The Nature of Change
Organizational Ambidexterity
Organizational ambidexterity refers to a firm's ability to simultaneously pursue both exploitation (refining and extending existing capabilities) and exploration (developing new capabilities and innovations). It's about balancing efficiency and innovation, short-term gains with long-term growth.
- Exploitation: Focuses on optimizing current operations, improving existing products/services, and enhancing efficiency. It's about "doing what we do better."
- Exploration: Involves searching for new opportunities, experimenting with new technologies, and developing radical innovations. It's about "doing new things."
Benefits of Implementing Ambidexterity:
- Sustained Competitive Advantage: Ambidexterity allows firms to adapt to changing market conditions and maintain a competitive edge.
- Enhanced Innovation: It fosters a culture of innovation by encouraging experimentation and risk-taking.
- Improved Long-Term Performance: Balancing exploitation and exploration ensures both short-term profitability and long-term growth.
- Increased Organizational Resilience: Ambidextrous organizations are better equipped to handle disruptions and adapt to unforeseen challenges.
Challenges of Implementing Ambidexterity:
- Organizational Tension: Balancing competing demands of exploitation and exploration can create tension and conflict within the organization.
- Resource Allocation: Allocating resources effectively between exploitation and exploration can be challenging.
- Leadership Dilemmas: Leaders need to possess the ability to foster both efficiency and innovation, which requires a diverse skill set.
- Cultural Differences: Exploitation and exploration often require different organizational cultures and structures.
- The risk of failing at both: Attempting both exploration and exploitation can lead to a company being mediocre at both.
Examples of Ambidextrous Firms:
- Amazon: Amazon excels at both optimizing its existing e-commerce business (exploitation) and exploring new areas like cloud computing (AWS) and artificial intelligence.
- Google: Google balances its core search business (exploitation) with investments in cutting-edge technologies like self-driving cars (Waymo) and AI research (DeepMind).
- IBM: IBM has transformed itself multiple times, balancing its established technology services with investments in emerging fields like cloud computing and cognitive computing.

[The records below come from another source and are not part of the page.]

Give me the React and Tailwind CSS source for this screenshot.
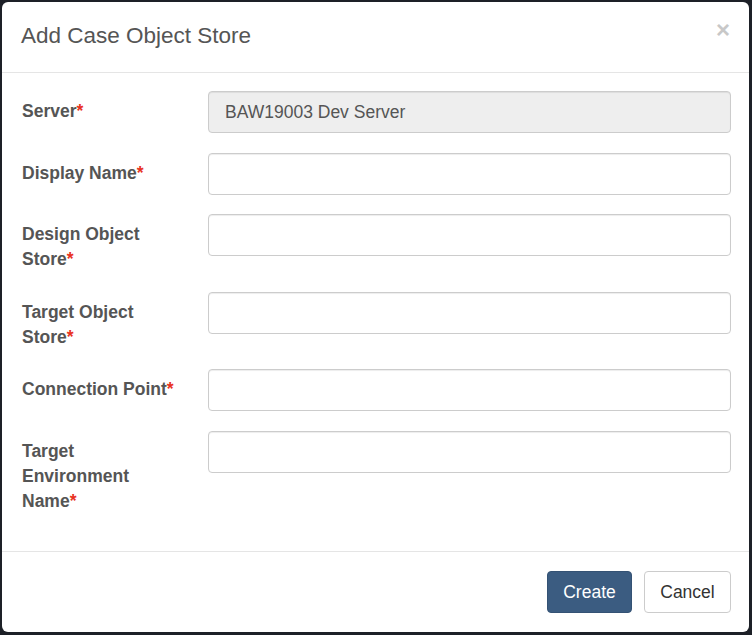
import React from 'react';

const fields = [
    { label: ['Server'], value: 'BAW19003 Dev Server', disabled: true },
    { label: ['Display Name'] },
    { label: ['Design Object', 'Store'] },
    { label: ['Target Object', 'Store'] },
    { label: ['Connection Point'] },
    { label: ['Target', 'Environment', 'Name'] },
];

function FieldLabel({ lines }) {
    return (
        <label className="block pt-[8px] text-[17.5px] leading-[25px] font-bold text-[#555]">
            {lines.map((line, i) => (
                <span key={i} className="block">
                    {line}
                    {i === lines.length - 1 && <span className="text-[#e8331f]">*</span>}
                </span>
            ))}
        </label>
    );
}

export default function App() {
    return (
        <div className="min-h-[635px] bg-[#1d2027] pt-[2px] pl-[2px]" style={{ fontFamily: '"Liberation Sans", Arial, sans-serif' }}>
            <div className="w-[747px] h-[630px] bg-white rounded-[6px] flex flex-col">
                <div className="flex items-center justify-between h-[71px] px-5 border-b border-[#e5e5e5]">
                    <h4 className="text-[22.5px] text-[#555] font-normal -mt-[3px] -ml-[1px]">Add Case Object Store</h4>
                    <span className="text-[24px] font-bold text-[#c8c8c8] leading-none -mt-[14px] mr-[-1px]">×</span>
                </div>
                <div className="px-5 pt-[18px] flex-1">
                    {fields.map((f, i) => (
                        <div key={i} className="grid grid-cols-[186px_1fr] mb-[19.5px]">
                            <FieldLabel lines={f.label} />
                            <input
                                type="text"
                                disabled={f.disabled}
                                defaultValue={f.value || ''}
                                className={`h-[42px] w-[523px] rounded-[4px] border border-[#ccc] px-4 text-[17.5px] text-[#555] shadow-[inset_0_1px_1px_rgba(0,0,0,0.075)] ${f.disabled ? 'bg-[#eee]' : 'bg-white'}`}
                            />
                        </div>
                    ))}
                </div>
                <div className="border-t border-[#e5e5e5] pl-5 pr-[18px] pt-[19px] pb-[19px] flex justify-end gap-3">
                    <button className="h-[42px] w-[85px] rounded-[4px] bg-[#3b5c81] border border-[#345274] text-white text-[17.5px]">
                        Create
                    </button>
                    <button className="h-[42px] w-[87px] rounded-[4px] bg-white border border-[#ccc] text-[#333] text-[17.5px]">
                        Cancel
                    </button>
                </div>
            </div>
        </div>
    );
}
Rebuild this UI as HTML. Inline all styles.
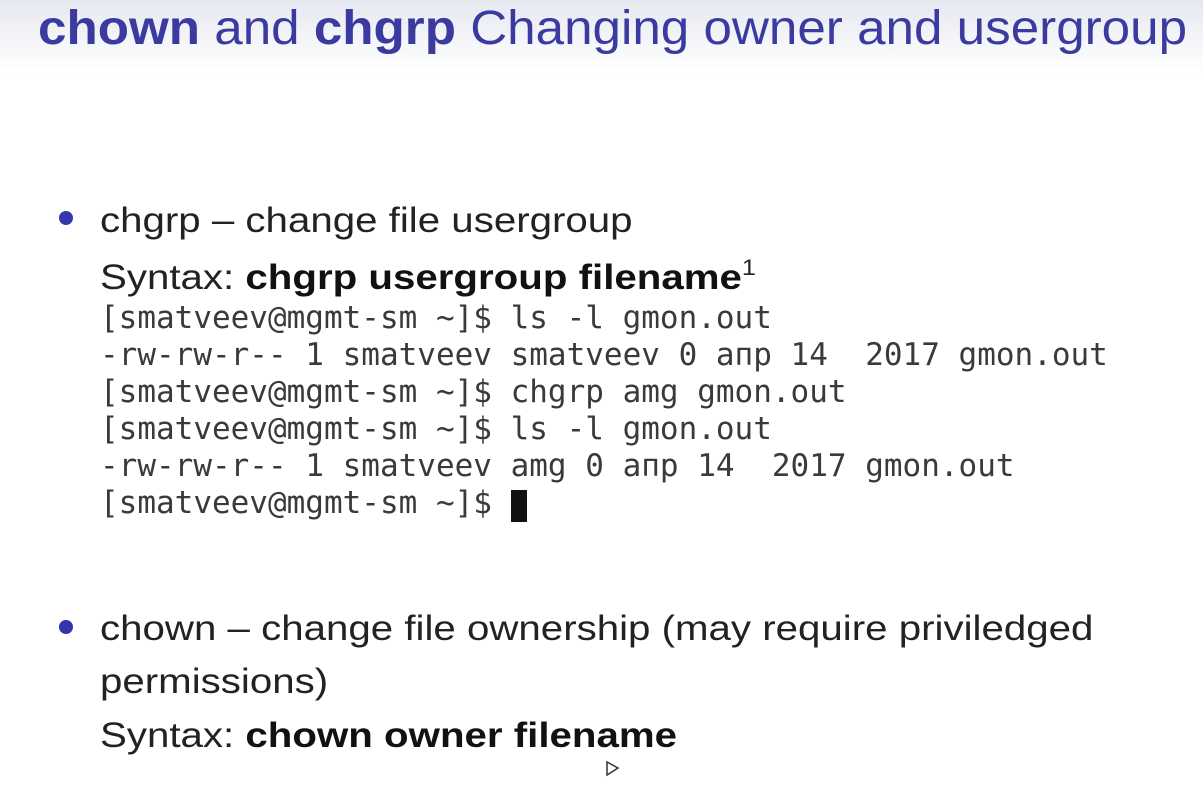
<!DOCTYPE html>
<html><head><meta charset="utf-8"><style>
html,body{margin:0;padding:0}
body{width:1203px;height:796px;position:relative;overflow:hidden;background:#fff;font-family:"Liberation Sans",sans-serif}
.top{position:absolute;left:0;top:0;width:1203px;height:75px;background:linear-gradient(#e6e8f0,#f6f7fa 60%,#fff)}
.t{position:absolute;white-space:pre;line-height:1;transform-origin:0 0}
.title{left:38px;top:5px;font-size:48px;color:#3a3aa0;transform:scaleX(1.066)}
.title b{font-weight:bold}
.b{font-size:35px;color:#222;left:100px;transform:scaleX(1.15)}
.m{font-family:"DejaVu Sans Mono",monospace;font-size:31px;color:#3a3a3a;left:100px}
.dot{position:absolute;width:14px;height:14px;border-radius:50%;background:#3535b0;left:59px}
.cur{position:absolute;left:511px;top:490px;width:16px;height:32px;background:#111}
</style></head><body>
<div class="top"></div>
<div class="t title"><b>chown</b> and <b>chgrp</b> Changing owner and usergroup</div>
<div class="dot" style="top:211px"></div>
<div class="t b" style="top:203px">chgrp – change file usergroup</div>
<div class="t b" style="top:257px">Syntax: <b style="color:#111">chgrp usergroup filename</b><sup style="font-size:22px;vertical-align:14px">1</sup></div>
<div class="t m" style="top:303px">[smatveev@mgmt-sm ~]$ ls -l gmon.out</div>
<div class="t m" style="top:340px">-rw-rw-r-- 1 smatveev smatveev 0 апр 14  2017 gmon.out</div>
<div class="t m" style="top:377px">[smatveev@mgmt-sm ~]$ chgrp amg gmon.out</div>
<div class="t m" style="top:414px">[smatveev@mgmt-sm ~]$ ls -l gmon.out</div>
<div class="t m" style="top:451px">-rw-rw-r-- 1 smatveev amg 0 апр 14  2017 gmon.out</div>
<div class="t m" style="top:488px">[smatveev@mgmt-sm ~]$</div>
<div class="cur"></div>
<div class="dot" style="top:620px"></div>
<div class="t b" style="top:611px">chown – change file ownership (may require priviledged</div>
<div class="t b" style="top:664px">permissions)</div>
<div class="t b" style="top:718px">Syntax: <b style="color:#111">chown owner filename</b></div>
<svg style="position:absolute;left:605px;top:760px" width="16" height="18"><path d="M2 2 L2 15 L13 8 Z" fill="#fff" stroke="#333" stroke-width="1.5"/></svg>
</body></html>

- Apple: Apple constantly refines its existing product lines (exploitation) while also exploring entirely new product categories (exploration).
Scenario Planning in Managing Strategic Change
Scenario planning is a strategic tool that involves creating multiple plausible future scenarios to help organizations anticipate and prepare for uncertainty. It helps organizations:
- Identify potential future challenges and opportunities.
- Develop flexible strategies that can adapt to different scenarios.
- Enhance strategic thinking and decision-making.
- Promote organizational learning and alignment.
Limitations of Scenario Planning:
- Subjectivity: Scenarios are based on assumptions and interpretations, which can be subjective and biased.
- Unpredictability: Scenarios cannot predict the future with certainty, and unforeseen events can still occur.
- Resource Intensive: Developing and analyzing scenarios can be time-consuming and resource-intensive.
- Action Paralysis: Too many scenarios can lead to analysis paralysis and hinder decision-making.
- Can sometimes be too broad: Scenarios can be too broad to be useful.
Integration with Other Strategic Tools:
Scenario planning can be integrated with other strategic tools to enhance its effectiveness:
- SWOT Analysis: Scenarios can help identify potential future strengths, weaknesses, opportunities, and threats.
- Porter's Five Forces: Scenarios can help assess how industry forces might change in the future.
- Strategic Roadmaps: Scenarios can inform the development of flexible strategic roadmaps that can adapt to different future possibilities.
- Real Options Analysis: Scenarios can help evaluate the value of strategic options in uncertain environments.
- Risk Management: Scenarios provide context for risk management activities.
By combining scenario planning with other strategic tools, organizations can develop more robust and adaptable strategies for navigating uncertainty and driving long-term success.